Like the film, his musical is rife with both humor and pathos about Brooklyn, Jewish parents, leaving home, beach clubs, sex, sun tan oil, umbrella cocktails, high stakes card games, old age, flirting, prejudice, society, social class, fancy cars, infidelity, dreams, confrontations, monetary obsessions and double-talking shysters. That's a lot of plot for a musical of this size but Freedman never lets things get too talky or too preachy. Instead, he moves things along swiftly and agreeably, always knowing what to emphasize, when to take a breath, when to insert a song or dance, when to cajole, when to surprise and how to frame and master a silly joke and punchline. No matter what he has up his sleeve, it all works quite swimmingly.

Here, as in "A Gentleman's Guide to Love and Murder," Freedman gets the adrenaline pumping in true escapist fashion, prompting chuckles and huge belly laughs in all the right places. He also knows when to knock you off balance with an amusing, well-orchestrated surprise or two or how to tug at your heart strings when it comes time to become serious during a heated family confrontation or disagreement. "The Flamingo Kid" also contains some amusing cultural Jewish-isms and slang that have become part of the American Yiddish culture. Kvetchy, whiny and midrashic, they too are delivered amusingly under Freedman's orchestration with well-intentioned chutzpah and delight..

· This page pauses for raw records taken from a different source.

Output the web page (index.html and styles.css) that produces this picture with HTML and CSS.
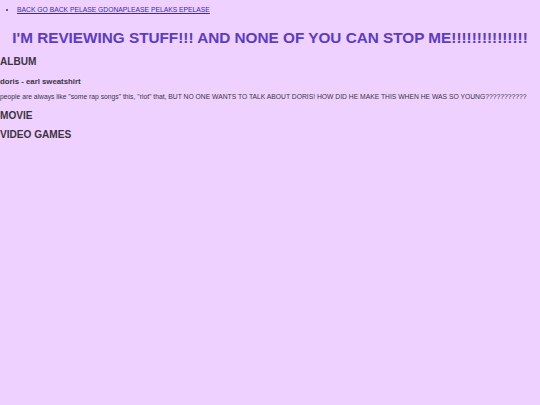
FILE: index.html
```html
<!DOCTYPE html>
<html>
<head>
<meta charset="utf-8">
<link rel="stylesheet" href="styles.css">
</head>
<body>
<ul class="nav">
  <li><a href="#">BACK GO BACK PELASE GDONAPLEASE PELAKS EPELASE</a></li>
</ul>
<h1 class="title">I'M REVIEWING STUFF!!! AND NONE OF YOU CAN STOP ME!!!!!!!!!!!!!!!</h1>
<h2 class="section section-first">ALBUM</h2>
<h3 class="item">doris - earl sweatshirt</h3>
<p class="review">people are always like "some rap songs" this, "riot" that, BUT NO ONE WANTS TO TALK ABOUT DORIS! HOW DID HE MAKE THIS WHEN HE WAS SO YOUNG???????????</p>
<h2 class="section section-after-review">MOVIE</h2>
<h2 class="section">VIDEO GAMES</h2>
</body>
</html>
```
FILE: styles.css
```css
html, body {
  margin: 0;
  padding: 0;
  background: #eed1fe;
  font-family: "Liberation Sans", Arial, sans-serif;
  color: #3c3444;
}
.nav {
  margin: 0;
  padding: 6px 0 0 17px;
  font-size: 6.75px;
}
.nav a {
  color: #3a28b8;
}
.title {
  margin: 16px 0 0;
  text-align: center;
  font-size: 15.3px;
  color: #5a3cc6;
}
.section {
  margin: 8px 0 0;
  font-size: 10.1px;
}
.section-first {
  margin-top: 9px;
}
.section-after-review {
  margin-top: 10px;
}
.item {
  margin: 10px 0 0;
  font-size: 7.8px;
}
.review {
  margin: 7px 0 0;
  font-size: 6.75px;
}
```
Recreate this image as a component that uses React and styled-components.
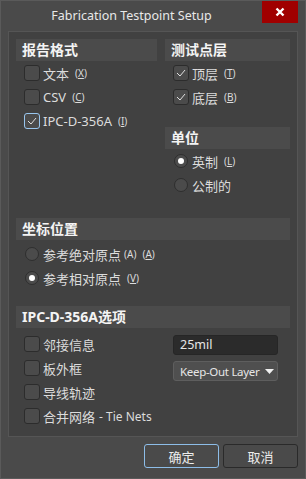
import React from "react";
import styled, { createGlobalStyle } from "styled-components";

const GlobalStyle = createGlobalStyle`
  html, body {
    margin: 0;
    padding: 0;
    background: #4a4a4a;
  }
  * {
    box-sizing: border-box;
  }
`;

const FONT = `"Noto Sans", "Open Sans", "Noto Sans CJK SC", sans-serif`;

const Window = styled.div`
  width: 306px;
  height: 479px;
  background: #4a4a4a;
  border: 1px solid #5a5a5a;
  font-family: ${FONT};
  font-size: 13px;
  color: #dcdcdc;
  display: flex;
  flex-direction: column;
`;

const TitleBar = styled.div`
  height: 29px;
  display: flex;
  align-items: flex-start;
`;

const Title = styled.div`
  flex: 1;
  text-align: center;
  font-size: 12.5px;
  line-height: 29px;
  color: #e8e8e8;
`;

const CloseBtn = styled.div`
  width: 36px;
  height: 22px;
  background: #a00000;
  margin-right: 7px;
  display: flex;
  align-items: center;
  justify-content: center;
`;

const Panel = styled.div`
  margin: 1px 7px 0 7px;
  height: 406px;
  background: #414141;
  border: 1px solid #555555;
  padding: 7px 7px 0 7px;
  display: flex;
  flex-direction: column;
`;

const TopGrid = styled.div`
  display: grid;
  grid-template-columns: 141px 125px;
  column-gap: 8px;
  align-items: start;
`;

const Col = styled.div`
  display: flex;
  flex-direction: column;
`;

const Header = styled.div`
  height: 22px;
  background: #4b4b4b;
  padding-left: 6px;
  font-weight: bold;
  font-size: 14px;
  line-height: 22px;
  color: #f4f4f4;
  margin-top: ${(p) => p.$mt || 0}px;
  margin-bottom: ${(p) => p.$mb || 0}px;
`;

const Row = styled.div`
  height: 24px;
  display: flex;
  align-items: center;
  padding-left: ${(p) => p.$pl || 8}px;
  gap: 3px;
  white-space: nowrap;
`;

const Box = styled.span`
  width: 16px;
  height: 16px;
  border-radius: 3px;
  background: #4b4b4b;
  border: 1px solid ${(p) => (p.$focus ? "#99c6ee" : "#2c2c2c")};
  display: inline-flex;
  align-items: center;
  justify-content: center;
  flex: none;
`;

const Radio = styled.span`
  width: 14px;
  height: 14px;
  border-radius: 50%;
  background: #4b4b4b;
  border: 1px solid #2e2e2e;
  display: inline-flex;
  align-items: center;
  justify-content: center;
  flex: none;
  margin-right: 1px;

  &::after {
    content: "";
    display: ${(p) => (p.$on ? "block" : "none")};
    width: 6px;
    height: 6px;
    border-radius: 50%;
    background: #ffffff;
  }
`;

const Key = styled.span`
  font-size: 10px;
  margin-left: ${(p) => (p.$tight ? 0 : 3)}px;
  color: #dcdcdc;

  u {
    text-decoration: underline;
  }
`;

const Label = styled.span`
  font-size: 13px;
`;

const Small = styled.span`
  font-size: 12px;
  margin-left: 1px;
`;

const Wide = styled.div`
  margin-top: ${(p) => p.$mt}px;
  display: flex;
  flex-direction: column;
`;

const IpcGrid = styled.div`
  display: grid;
  grid-template-columns: 157px 105px;
  margin-top: 4px;
`;

const Controls = styled.div`
  display: flex;
  flex-direction: column;
  gap: 6px;
  padding-top: 3px;
`;

const Input = styled.div`
  height: 20px;
  border-radius: 3px;
  background: #2b2b2b;
  border: 1px solid #262626;
  padding-left: 6px;
  line-height: 18px;
  font-size: 12.5px;
  color: #e6e6e6;
`;

const Select = styled.div`
  height: 20px;
  border-radius: 3px;
  background: #4f4f4f;
  border: 1px solid #5e5e5e;
  padding: 0 3px 0 6px;
  display: flex;
  align-items: center;
  justify-content: space-between;
  font-size: 11.5px;
  letter-spacing: -0.3px;
  white-space: nowrap;
  color: #e6e6e6;
`;

const Footer = styled.div`
  display: flex;
  justify-content: flex-end;
  gap: 4px;
  padding: 7px 7px 0 0;
`;

const Button = styled.div`
  width: 75px;
  height: 24px;
  border-radius: 3px;
  border: 1px solid ${(p) => (p.$primary ? "#8dbde8" : "#2a2a2a")};
  background: #4a4a4a;
  display: flex;
  align-items: center;
  justify-content: center;
  font-size: 13px;
  color: #ececec;
`;

const Check = () => (
  <svg width="10" height="8" viewBox="0 0 10 8">
    <path d="M1 4 L4 7 L9 1" fill="none" stroke="#e0e0e0" strokeWidth="1" />
  </svg>
);

const CheckRow = ({ checked, focus, label, k }) => (
  <Row>
    <Box $focus={focus}>{checked && <Check />}</Box>
    <Label>{label}</Label>
    {k && (
      <Key>
        (<u>{k}</u>)
      </Key>
    )}
  </Row>
);

const RadioRow = ({ on, label, k, pl }) => (
  <Row $pl={pl}>
    <Radio $on={on} />
    <Label>{label}</Label>
    {k && (
      <Key>
        (<u>{k}</u>)
      </Key>
    )}
  </Row>
);

const App = () => {
  return (
    <>
      <GlobalStyle />
      <Window>
        <TitleBar>
          <Title>Fabrication Testpoint Setup</Title>
          <CloseBtn>
            <svg width="10" height="10" viewBox="0 0 10 10">
              <path d="M1.5 1.5 L8.5 8.5 M8.5 1.5 L1.5 8.5" stroke="#fff" strokeWidth="2.4" />
            </svg>
          </CloseBtn>
        </TitleBar>
        <Panel>
          <TopGrid>
            <Col>
              <Header>报告格式</Header>
              <CheckRow label="文本" k="X" />
              <CheckRow label="CSV" k="C" />
              <CheckRow label="IPC-D-356A" k="I" checked focus />
            </Col>
            <Col>
              <Header>测试点层</Header>
              <CheckRow label="顶层" k="T" checked />
              <CheckRow label="底层" k="B" checked />
              <Header $mt={18}>单位</Header>
              <RadioRow label="英制" k="L" on pl={9} />
              <RadioRow label="公制的" pl={9} />
            </Col>
          </TopGrid>
          <Wide $mt={21}>
            <Header $mb={2}>坐标位置</Header>
            <Row $pl={9}>
              <Radio />
              <Label>参考绝对原点</Label>
              <Key $tight>(A)</Key>
              <Key>
                (<u>A</u>)
              </Key>
            </Row>
            <RadioRow label="参考相对原点" k="V" on pl={9} />
          </Wide>
          <Wide $mt={16}>
            <Header>IPC-D-356A选项</Header>
            <IpcGrid>
              <Col>
                <CheckRow label="邻接信息" />
                <CheckRow label="板外框" />
                <CheckRow label="导线轨迹" />
                <Row>
                  <Box />
                  <Label>合并网络</Label>
                  <Small>- Tie Nets</Small>
                </Row>
              </Col>
              <Controls>
                <Input>25mil</Input>
                <Select>
                  <span>Keep-Out Layer</span>
                  <svg width="9" height="5" viewBox="0 0 9 5">
                    <path d="M0 0 H9 L4.5 5 Z" fill="#f0f0f0" />
                  </svg>
                </Select>
              </Controls>
            </IpcGrid>
          </Wide>
        </Panel>
        <Footer>
          <Button $primary>确定</Button>
          <Button>取消</Button>
        </Footer>
      </Window>
    </>
  );
};

export default App;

As director of both the Hartford Stage and Broadway productions of "Anastasia" and "A Gentleman's Guide to Love and Murder," Darko Tresnjak crafted two very different musicals that unfolded with surprising appeal, complexity and satisfying snap. As a showcase for his obvious talents, each production benefited from his colorful creative template, his instinctive casting and his cinematic flair for storytelling. "The Flamingo Kid" continues that proficient, articulate greatness.

Lively, funny and sweetly nostalgic, the two-act musical is a bankably unique, supremely confident production that retains the magic, wonderment and angst of the 1984 feature film, offset by Tresnjak's added layers of nostalgia, whimsy and sentiment. It's the same story, yes, but set to music, it's retelling is even more profound, layered and nuanced. Here, things are fast and fluid, direct and balanced with nary a halt or hiccup in the proceedings. Tresnjak knows exactly what he wants and, of course, he runs with it, backed by a creative team of savvy designers who give the musical the pulse, flair and eye-popping theatricality it demands.

Staging the two-act musical, Tresnjak doesn't waste a single second. Pacing is everything here and as director, he knows when to let the material breathe, when to take a pause, when to let things settle and ferment and how to play a scene both dramatically, comically and musically. Here, as in "Anastasia" and "A Gentleman's Guide to Love and Murder," set changes, musical numbers, conversations, dances and sound and light cues are brilliantly timed and executed without the slightest hesitation. At the same tine, Tresnjak gives his production a three-dimensional kick, thrust and feel that works to full advantage from scene to scene, song to song, act to act. And that, in turn, that is what makes this production big, eye-catching and entirely watchable.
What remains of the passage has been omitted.